◆ The task ◆
Below are several entries. Transcribe exactly those lines that fall from the one with "Give me the" through the one with "The picture is", end lines included.

◆ Data provided ◆
-- -- --

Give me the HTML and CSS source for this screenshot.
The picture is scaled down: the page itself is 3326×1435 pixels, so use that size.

-- -- --

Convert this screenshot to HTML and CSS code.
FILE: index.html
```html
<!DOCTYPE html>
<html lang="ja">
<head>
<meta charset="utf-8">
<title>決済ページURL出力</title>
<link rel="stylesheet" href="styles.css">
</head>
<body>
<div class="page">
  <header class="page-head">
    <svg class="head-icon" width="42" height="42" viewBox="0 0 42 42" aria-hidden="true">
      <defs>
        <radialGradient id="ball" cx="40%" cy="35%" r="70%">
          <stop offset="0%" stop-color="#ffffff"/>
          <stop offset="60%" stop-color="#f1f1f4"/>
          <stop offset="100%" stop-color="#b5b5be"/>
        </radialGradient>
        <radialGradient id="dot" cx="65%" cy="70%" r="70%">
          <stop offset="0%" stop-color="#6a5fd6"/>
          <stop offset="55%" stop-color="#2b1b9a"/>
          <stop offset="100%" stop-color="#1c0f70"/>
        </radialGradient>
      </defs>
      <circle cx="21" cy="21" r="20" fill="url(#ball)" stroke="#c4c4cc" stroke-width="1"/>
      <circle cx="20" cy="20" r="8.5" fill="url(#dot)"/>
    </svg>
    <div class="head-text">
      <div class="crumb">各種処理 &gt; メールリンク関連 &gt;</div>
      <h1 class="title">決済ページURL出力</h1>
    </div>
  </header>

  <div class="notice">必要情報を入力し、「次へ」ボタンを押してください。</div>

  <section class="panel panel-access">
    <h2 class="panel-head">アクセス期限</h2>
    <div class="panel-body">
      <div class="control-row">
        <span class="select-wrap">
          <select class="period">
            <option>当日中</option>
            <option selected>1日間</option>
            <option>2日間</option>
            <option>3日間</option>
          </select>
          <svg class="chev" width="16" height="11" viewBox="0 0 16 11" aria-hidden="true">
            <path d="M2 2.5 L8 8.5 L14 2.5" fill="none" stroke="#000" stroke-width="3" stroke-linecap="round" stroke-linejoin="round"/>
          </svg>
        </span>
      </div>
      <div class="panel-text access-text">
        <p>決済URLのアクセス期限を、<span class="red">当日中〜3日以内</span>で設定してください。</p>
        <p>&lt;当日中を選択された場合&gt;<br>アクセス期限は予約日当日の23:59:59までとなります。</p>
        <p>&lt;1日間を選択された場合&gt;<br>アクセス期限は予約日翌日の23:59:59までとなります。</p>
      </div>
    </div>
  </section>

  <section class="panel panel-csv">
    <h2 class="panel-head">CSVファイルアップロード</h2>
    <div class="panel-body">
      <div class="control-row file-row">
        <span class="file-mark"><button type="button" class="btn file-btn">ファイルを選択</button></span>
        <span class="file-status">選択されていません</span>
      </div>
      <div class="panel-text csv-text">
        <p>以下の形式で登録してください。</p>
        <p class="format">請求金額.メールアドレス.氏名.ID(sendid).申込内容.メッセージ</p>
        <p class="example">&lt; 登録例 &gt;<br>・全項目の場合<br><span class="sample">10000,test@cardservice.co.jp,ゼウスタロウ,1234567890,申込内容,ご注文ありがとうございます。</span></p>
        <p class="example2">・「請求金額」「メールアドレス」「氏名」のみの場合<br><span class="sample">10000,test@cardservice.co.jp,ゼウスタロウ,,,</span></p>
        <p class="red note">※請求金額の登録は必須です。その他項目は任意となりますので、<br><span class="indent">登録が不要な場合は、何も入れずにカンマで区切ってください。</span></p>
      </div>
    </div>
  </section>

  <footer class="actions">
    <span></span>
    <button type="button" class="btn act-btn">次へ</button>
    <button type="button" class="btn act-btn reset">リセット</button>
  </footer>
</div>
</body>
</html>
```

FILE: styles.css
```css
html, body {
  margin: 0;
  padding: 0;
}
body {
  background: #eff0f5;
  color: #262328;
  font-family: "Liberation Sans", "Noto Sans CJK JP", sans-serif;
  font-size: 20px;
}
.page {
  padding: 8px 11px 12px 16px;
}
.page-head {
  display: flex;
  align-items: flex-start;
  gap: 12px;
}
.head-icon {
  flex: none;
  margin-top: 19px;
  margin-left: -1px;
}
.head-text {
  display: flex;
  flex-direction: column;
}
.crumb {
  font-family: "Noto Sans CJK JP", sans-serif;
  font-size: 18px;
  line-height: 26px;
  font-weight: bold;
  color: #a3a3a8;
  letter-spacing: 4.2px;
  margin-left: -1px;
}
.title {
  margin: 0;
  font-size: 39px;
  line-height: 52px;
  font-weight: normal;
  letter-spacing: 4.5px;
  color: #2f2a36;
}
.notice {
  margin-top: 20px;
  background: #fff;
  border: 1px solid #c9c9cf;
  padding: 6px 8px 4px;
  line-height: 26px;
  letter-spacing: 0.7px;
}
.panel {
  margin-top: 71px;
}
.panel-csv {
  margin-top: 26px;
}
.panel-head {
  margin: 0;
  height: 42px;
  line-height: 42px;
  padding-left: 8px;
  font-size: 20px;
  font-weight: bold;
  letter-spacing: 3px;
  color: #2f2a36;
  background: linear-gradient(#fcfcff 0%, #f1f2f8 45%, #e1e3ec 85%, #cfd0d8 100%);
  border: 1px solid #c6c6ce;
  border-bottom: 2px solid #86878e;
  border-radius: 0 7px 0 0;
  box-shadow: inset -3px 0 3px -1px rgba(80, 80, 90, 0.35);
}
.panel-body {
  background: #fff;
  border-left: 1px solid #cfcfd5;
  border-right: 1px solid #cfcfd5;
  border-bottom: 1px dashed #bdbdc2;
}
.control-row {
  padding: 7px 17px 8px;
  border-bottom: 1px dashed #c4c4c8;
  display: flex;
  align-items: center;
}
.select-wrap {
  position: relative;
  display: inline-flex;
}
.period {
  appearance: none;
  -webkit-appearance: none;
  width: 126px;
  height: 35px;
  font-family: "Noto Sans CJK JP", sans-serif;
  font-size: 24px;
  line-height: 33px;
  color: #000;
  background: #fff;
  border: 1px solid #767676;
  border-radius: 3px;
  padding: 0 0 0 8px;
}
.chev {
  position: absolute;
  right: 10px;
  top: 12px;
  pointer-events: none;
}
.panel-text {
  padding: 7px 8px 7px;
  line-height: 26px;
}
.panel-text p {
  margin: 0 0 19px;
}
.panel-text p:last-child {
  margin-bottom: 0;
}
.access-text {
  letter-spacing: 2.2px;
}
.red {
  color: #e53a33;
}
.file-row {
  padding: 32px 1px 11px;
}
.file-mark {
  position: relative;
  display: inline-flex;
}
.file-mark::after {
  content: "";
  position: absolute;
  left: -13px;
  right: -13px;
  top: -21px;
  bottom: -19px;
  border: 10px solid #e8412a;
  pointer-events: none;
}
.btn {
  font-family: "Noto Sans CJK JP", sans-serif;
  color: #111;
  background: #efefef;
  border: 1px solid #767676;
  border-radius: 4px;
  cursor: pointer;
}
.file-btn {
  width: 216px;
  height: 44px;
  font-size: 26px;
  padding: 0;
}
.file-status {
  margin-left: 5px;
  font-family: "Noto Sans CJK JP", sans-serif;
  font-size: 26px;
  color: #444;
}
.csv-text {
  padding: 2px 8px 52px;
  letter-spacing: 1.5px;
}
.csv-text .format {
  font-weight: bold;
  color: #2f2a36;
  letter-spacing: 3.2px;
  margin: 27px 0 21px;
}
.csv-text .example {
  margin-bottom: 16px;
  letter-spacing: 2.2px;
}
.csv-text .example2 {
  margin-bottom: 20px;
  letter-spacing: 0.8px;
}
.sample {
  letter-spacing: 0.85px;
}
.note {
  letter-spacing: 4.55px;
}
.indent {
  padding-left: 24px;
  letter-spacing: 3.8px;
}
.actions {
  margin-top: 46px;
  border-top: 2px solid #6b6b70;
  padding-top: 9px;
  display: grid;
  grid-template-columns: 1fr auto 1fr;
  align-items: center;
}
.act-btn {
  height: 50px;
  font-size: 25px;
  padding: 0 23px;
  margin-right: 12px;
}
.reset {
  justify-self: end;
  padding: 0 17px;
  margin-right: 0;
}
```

-- -- --

◆ Reply ◆
Give me the HTML and CSS source for this screenshot.
The picture is scaled down: the page itself is 3326×1435 pixels, so use that size.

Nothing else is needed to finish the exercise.